Because the parties are fully conversant with the record in this case and this
memorandum opinion carries no precedential value, we recite below only those facts and
incidents of the proceedings as are necessary to the parties’ understanding of the disposition of
this appeal. “On appeal, ‘we review the evidence in the light most favorable to the
Commonwealth, granting to it all reasonable inferences fairly deducible therefrom.’” Archer v.
Commonwealth, 26 Va. App. 1, 11, 492 S.E.2d 826, 831 (1997) (quoting Martin v.
Commonwealth, 4 Va. App. 438, 443, 358 S.E.2d 415, 418 (1987)).
II.
Hopkins argues that the trial court did not have the authority to revoke two years of his
suspended sentence in 2012 because the suspension of his October 2005 sentence should have
expired on October 21, 2010. In support of this argument, Hopkins says that the trial court erred
by proceeding in absentia during the 2009 revocation hearing, when his remaining sentence was
revoked and resuspended for a period of five years. He also argues that the court abused its
discretion in 2012, when it modified the 2009 order nunc pro tunc to reflect the time period of
the resuspension. We disagree.
“The imposition and revocation of a suspended sentence is governed by statute.”
Dunham v. Commonwealth, 59 Va. App. 634, 637, 721 S.E.2d 824, 825, aff’d, 284 Va. 511, 733
S.E.2d 660 (2012). The trial court has broad latitude to determine the conditions of probation,
Code § 19.2-303; fix the period of suspension “without regard for the maximum [sentence],”
Code § 19.2-303.1; and to revoke the suspended sentence “for any cause the court deems
sufficient,” Code § 19.2-306(A). Id. at 637, 721 S.E.2d at 825-26. If the trial court fails to
specify a period of suspension, then the defendant is subject to revocation for “any cause . . . that
occurred within the maximum period for which the defendant might originally have been
-2- sentenced to be imprisoned.” Code § 19.2-306(A). It is also within the trial court’s discretion to
extend the time period of suspension upon revocation and resuspension of a sentence. Dunham,
59 Va. App. at 639 n.2, 721 S.E.2d at 827 n.2; see also Code § 19.2-304 (“The court may
subsequently increase or decrease the probation period and may revoke or modify any condition
of probation.”).
Given this broad statutory authority, we “review[] a trial court’s decision[s] regarding
suspension . . . under an abuse of discretion standard.” Dunham, 59 Va. App. at 638, 721 S.E.2d
at 826. “‘Only when reasonable jurists could not differ can we say an abuse of discretion has
occurred.’” Henderson v. Commonwealth, 59 Va. App. 641, 649, 722 S.E.2d 275, 279 (2012)
(quoting Grattan v. Commonwealth, 278 Va. 602, 620, 685 S.E.2d 634, 644 (2009)).

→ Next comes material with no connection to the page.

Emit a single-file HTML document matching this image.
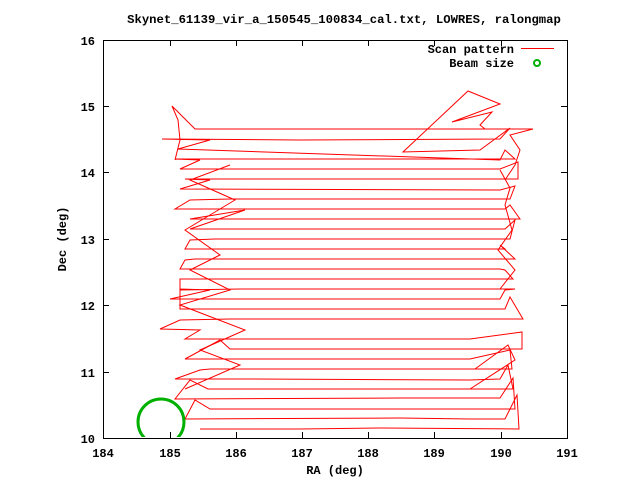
<!DOCTYPE html>
<html><head><style>
html,body{margin:0;padding:0;background:#fff;}
svg{display:block;}
text{font-family:"Liberation Mono","DejaVu Sans Mono",monospace;font-weight:bold;font-size:12px;fill:#000;}
</style></head><body>
<svg width="640" height="480" viewBox="0 0 640 480" xmlns="http://www.w3.org/2000/svg">
<rect width="640" height="480" fill="#fff"/>
<text x="344" y="23" text-anchor="middle" style="font-size:12.25px">Skynet_61139_vir_a_150545_100834_cal.txt, LOWRES, ralongmap</text>
<defs><clipPath id="c"><rect x="103" y="40" width="464" height="397"/></clipPath></defs>
<g stroke="#000" stroke-width="1" fill="none" shape-rendering="crispEdges">
<rect x="103.5" y="40.5" width="464" height="398"/>
<path d="M170.5 438v-6M236.5 438v-6M302.5 438v-6M368.5 438v-6M434.5 438v-6M501.5 438v-6M170.5 40v6M236.5 40v6M302.5 40v6M368.5 40v6M434.5 40v6M501.5 40v6
M103 372.5h6M103 305.5h6M103 239.5h6M103 172.5h6M103 106.5h6M567 372.5h-6M567 305.5h-6M567 239.5h-6M567 172.5h-6M567 106.5h-6"/>
</g>
<g text-anchor="end">
<text x="95" y="443">10</text><text x="95" y="377">11</text><text x="95" y="310">12</text><text x="95" y="244">13</text><text x="95" y="177">14</text><text x="95" y="111">15</text><text x="95" y="45">16</text>
</g>
<g text-anchor="middle">
<text x="103" y="457">184</text><text x="170" y="457">185</text><text x="236" y="457">186</text><text x="302" y="457">187</text><text x="368" y="457">188</text><text x="434" y="457">189</text><text x="501" y="457">190</text><text x="567" y="457">191</text>
<text x="335" y="474">RA (deg)</text>
<text transform="translate(66,239) rotate(-90)">Dec (deg)</text>
</g>
<g clip-path="url(#c)">
<polyline fill="none" stroke="#f00" stroke-width="1" points="
200,429 300,429 380,428 519,429 517,395 505,419 470,419 400,418 185,419 195,400 210,409 515,409 513,378 500,398 460,398 400,398 175,399 190,380 208,389 513,389 508,365 500,379 470,380 250,379 175,379 200,370 210,369 512,369 510,350 470,359 185,359 220,340 230,349 522,349 522,332 470,339 185,339 200,330 160,329 180,320 230,319 523,319 510,297 505,309 180,309 180,290 240,289 515,289 505,290 500,299 170,299 210,290 180,289 180,279 200,279 513,279 505,270 500,269 180,269 185,260 195,259 515,259 500,245 505,249 185,249 190,240 215,239 510,239 515,220 505,229 190,229 245,210 190,219 520,219 510,205 505,209 175,209 190,200 230,199 510,199 515,186 500,190 180,189 210,180 185,179 518,179 518,162 500,169 180,169 200,160 175,159 515,159 505,150 500,160 178,149 210,140 162,139 300,140 500,139 510,128 480,150 403,152 468,91 500,104 452,122 492,112 480,125 485,129 195,129 172,106 178,120 180,140 175,160
"/>
<polyline fill="none" stroke="#f00" stroke-width="1" points="505,180 515,165 520,150 510,135 533,129 195,129"/>
<polyline fill="none" stroke="#f00" stroke-width="1" points="470,389 515,360 508,345 475,369"/>
<polyline fill="none" stroke="#f00" stroke-width="1" points="185,389 240,365 200,350 245,330 180,305 230,290 190,270 220,255 185,230 235,200 190,180 230,165"/>
<polyline fill="none" stroke="#f00" stroke-width="1" points="500,289 515,270 498,250 512,230 505,205 510,188 500,170"/>
<circle cx="161" cy="422" r="23" fill="none" stroke="#00b000" stroke-width="3"/>
</g>
<text x="514" y="53" text-anchor="end">Scan pattern</text>
<line x1="521" y1="48.5" x2="554" y2="48.5" stroke="#f00" stroke-width="1"/>
<text x="514" y="67" text-anchor="end">Beam size</text>
<circle cx="537" cy="63" r="3" fill="none" stroke="#00b000" stroke-width="2"/>
</svg>
</body></html>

The same
standard of review applies to a trial court’s decision to enter a nunc pro tunc order. Harris v.
Commonwealth, 222 Va. 205, 209, 279 S.E.2d 395, 398 (1981). The court has both inherent and
statutory authority to correct inaccuracies in its records and judgments. See Code § 8.01-428(B)
(“Clerical mistakes in all judgments . . . arising from oversight or from an inadvertent omission
may be corrected by the court at any time on its own initiative.”); Jefferson v. Commonwealth,
269 Va. 136, 140, 607 S.E.2d 107, 110 (2005).
Here, the trial court did not abuse its discretion when it entered a nunc pro tunc order to
add the period of suspension to the 2009 order. The transcript of the 2009 hearing shows that the
trial court ruled that the period of suspension would run for five years from the date of the
hearing. The relevant portion of the transcript reads, “four years, eight months, and fifteen days,
and the [c]ourt will resuspend that amount of time . . . for five years.” The written order from
2009, however, failed to specify a time period. When this error was brought to the trial court’s
attention in 2012, it entered a nunc pro tunc order showing that the time was suspended for five
years from the date of the 2009 hearing. The trial court did not abuse its discretion in modifying
-3- the written order to accurately reflect its ruling. As the trial court noted, the change was actually
to Hopkins’s benefit. 1
We need not reach the issue of whether Hopkins’s appearance at the 2009 hearing was
properly waived by counsel because the issue is barred as an untimely collateral attack.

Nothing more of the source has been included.